1. Field of the Invention
The present invention relates to a magnetic display erasing apparatus for a magnetic display sheet which is sensitive to a magnetic field and displays visible information.
2. Description of the Related Art
Conventionally, magnetic cards in which a magnetic stripe is formed along the longitudinal direction thereof are widely used in various fields such as bank cards, credit cards, and ID cards. In such cards a magnetic stripe is recorded, for example, to store an identification code of a user of the card, as patterns of orientations or strengths of magnetization.
However, since data recorded in such a magnetic stripe are invisible information, a special apparatus such as a card reader is necessary when the recorded data are to be directly checked.

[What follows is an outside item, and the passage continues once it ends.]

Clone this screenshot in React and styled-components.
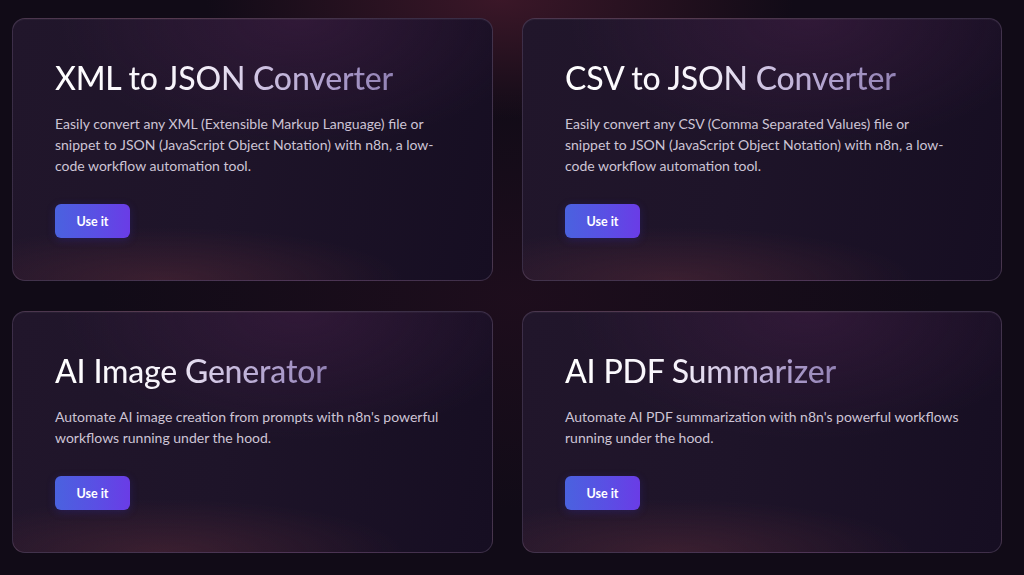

A magnetic card of another type is known in which a magnetic display sheet, which contains a micro capsule sensitive to a magnetic field, is formed at a position other than the position of a magnetic stripe (for example, Japanese Unexamined Patent Publication JP-A 6-168369 (1994)).
FIG. 12 is a sectional view showing an example of a magnetic display sheet 1. In a capsule 3, flat magnetic flakes 5 are encapsulated together with an oil 4, and a number of capsules 3 are sealed between a substrate member 2 and a protective layer 6. When a magnetic field perpendicular to the magnetic display sheet 1 is applied to the magnetic flakes 5, the magnetic flakes 5 are perpendicularly oriented, so that the optical reflectivity is reduced with the result that the magnetic display sheet 1 becomes dark. On the other hand, when a magnetic field parallel to the card substrate is applied to the magnetic flakes 5, the magnetic flakes 5 are oriented in parallel to each other, so that the optical reflectivity is increased with the result that the magnetic display sheet becomes bright. On this principle, the magnetic display sheet 1 can display visible information such as characters and symbols in accordance with the direction of the applied magnetic field. Consequently, the magnetic card is remarkably improved in ease of use.
FIGS. 13A and 13B are a plan view and a side view, respectively, showing an example of a prior art magnetic display erasing apparatus. Such a configuration is disclosed in Japanese Unexamined Utility Model Publication JP-U 7-6901 (1995), and Japanese Examined Patent Publication JP-B2 54-29895 (1979). A pair of permanent magnets 7 are disposed at a predetermined interval so that the magnetic poles thereof, which confront each other via the magnetic display sheet 1 provided on a surface of the card, have the same polarity, and an erasing operation is realized by moving the magnetic display sheet 1 between the pair of permanent magnets.
In this configuration, a substantially planar magnetic field can be applied to the magnetic display sheet 1, and hence it is expected that the erasing quality is improved.
As shown in FIGS. 13A-13B, however, since the magnets 7, which have an identical plate-like shape (herein round shape) and the same coercive force, are disposed in parallel to each other, at the center of gravity A of a pattern (the center of a circle), which is obtained by projection of the magnets 7 on the plane of the magnetic display sheet 1 (in the example, the pattern is identical with that obtained by orthogonal projection of the magnets 7), the magnetic fields produced by the magnets 7 perpendicularly act on the magnetic display sheet, and cancel each other because the magnetic fields on the center A are equal to each other, with the result that the magnetic field strength on the center A becomes zero.
Consequently, the region of the magnetic display sheet 1 which passes the center of gravity A is not subjected to the erasing operation, so that the magnetic display in this region is not erased and remains as a black line. This is applicable also to the case where the magnets are of a triangular, square, or semicircular shape. When there are plural pairs of poles confronting each other, a black line remains at the center of gravity of each of plural pole region patterns which are obtained by projecting (orthogonally projecting) the regions of the confronting poles on the plane of the magnetic display sheet 1. An ideal planar magnetic field acts on the region other than the vicinity of the center of gravity A, and hence a perfect erasing operation is executed in such a region.
In order to avoid such a region which is beyond the effect of the erasing operation, the magnets 7 must be disposed so that the magnetic display sheet 1 does not pass the vicinity of the center of gravity A. When circular magnets are used as shown in FIGS. 13A-13B, therefore, only a half or less portion of the magnetic fields produced by the magnets 7 is used in the erasing operation, thereby lowering the space utilization efficiency of the magnets 7. As a result, this makes the miniaturization of the whole apparatus difficult and causes further restrictions on the design.